Spamalot was the 2005 Tony Award winner for Best Musical and was written by Eric Idle of Monty Python fame and John Du Prez his long time musical associate. All information about this musical quite categorically notes that it is a musical comedy lovingly ripped off from the 1975 motion picture “Monty Python and the Holy Grail”. It tells the story of King Arthur who travels around England, recruiting knights for his Round Table in Camelot. When they eventually all descend upon Camelot, God charges them to find the Holy Grail. Through a journey to a multitude of lands, encountering a myriad of odd characters, Kind Arthur and his knights bring music and laughter in a truly Pythonesque manner.

MLOC set a huge challenge in producing this well-loved show. Director Jane Court, a long-time Python fan, has been waiting to direct this show. She demonstrated an excellent understanding of the humour and intellectual intent of this musical. Court also took a risk in casting some first time performers in leading roles and had some really original twists in staging the show. The senior ladies dancers were an inspired piece of comedy and were one of the funniest elements of the show. Ian Nisbet as musical director recruited a wonderfully tight orchestra who were also in on the comedy, particularly at the start of the show as they all donned handkerchief tied at the corners on their heads. Choreographer Keir Jasper had a large set and thirty-five cast members to contend with on a small stage, obviously many who were not trained dancers, which meant that at times there were constraints in staging big numbers.

The Phoenix Theatre is not a huge theatre, however there were some large, well-constructed set pieces, in particular the hand and feet of God, complete with smoke effects, which were appreciated by the audience. The two tower trucks at the opening of the show were also very effective. The huge range of costumes required for the show were colourful and appropriate; coordinators Margot Sephton and Lynne Hobbs should be congratulated on their work. Stager manager Chris Ryan ensured that the show ran smoothly and his crew were efficient and unobtrusive. Balance was not quite right in the sound department at times, as the orchestra’s underscoring was louder than the actors. Issues of this nature will often iron out as the run continues.

Sam Marzden as King Arthur carried the show and for a first timer on stage, was a believable King Arthur. His Patsy (Nick Rouse) was a great ‘second banana’ complete with coconuts for the obligatory sound effects. Ben Moody as Galahad and Matt Bearup as Lancelot provided plenty of hilarity and solid vocal backup. Stand out of the male leads was Matthew Hadgraft as Sir Robin, whose characterisation, singing and comedy timing was impressive. Lisa Nightingale as the Lady of the Lake, was again a first time lead and looked suitably regal. Other notable performances came from Daniel Cooper as Mrs Galahad and Jake Waterworth as Prince Herbert.

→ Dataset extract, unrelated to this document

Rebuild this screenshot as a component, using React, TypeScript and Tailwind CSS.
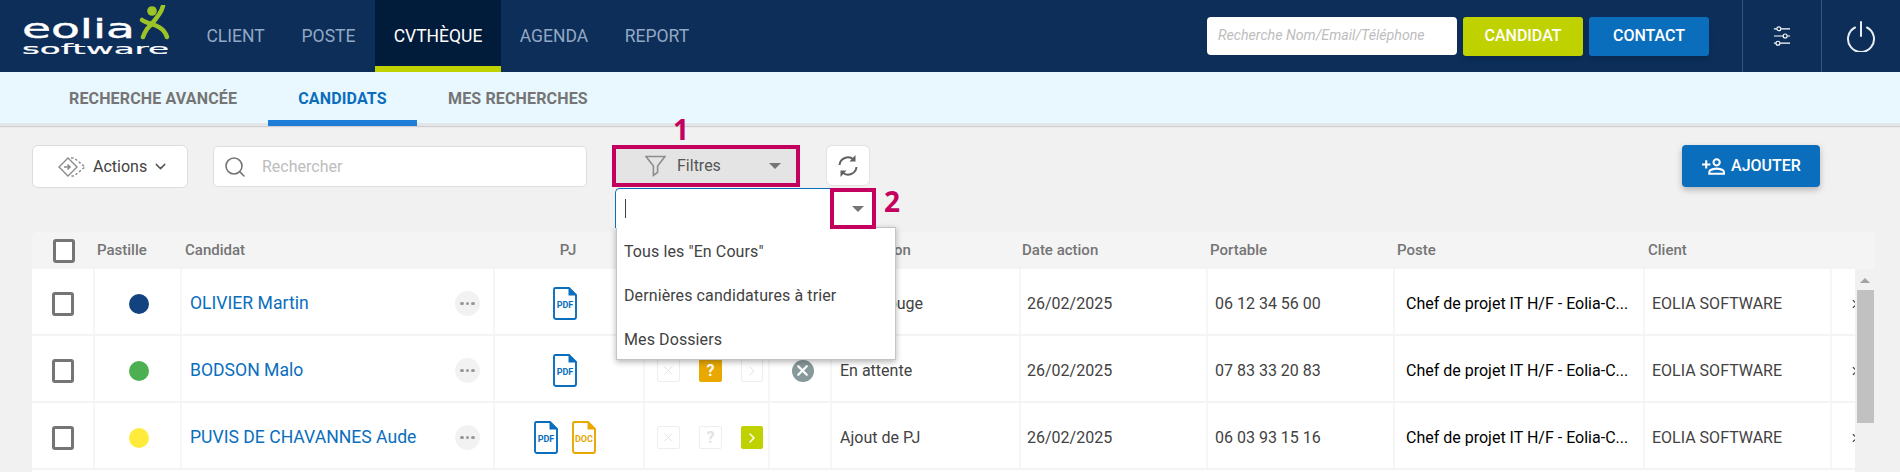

On opening night, the audience enjoyed every moment of the show. Whilst being a fan of Monty Python humour gives even further associations to moments of the show, Spamalot does stand alone as a piece of musical theatre entertainment. MLOC have produced colourful and engaging show with plenty of fish-slapping, Trojan rabbits, Knights of Ni (who are looking for shrubbery), and lewd French soldiers. And what’s more, there’s a singalong. Something for everyone, really.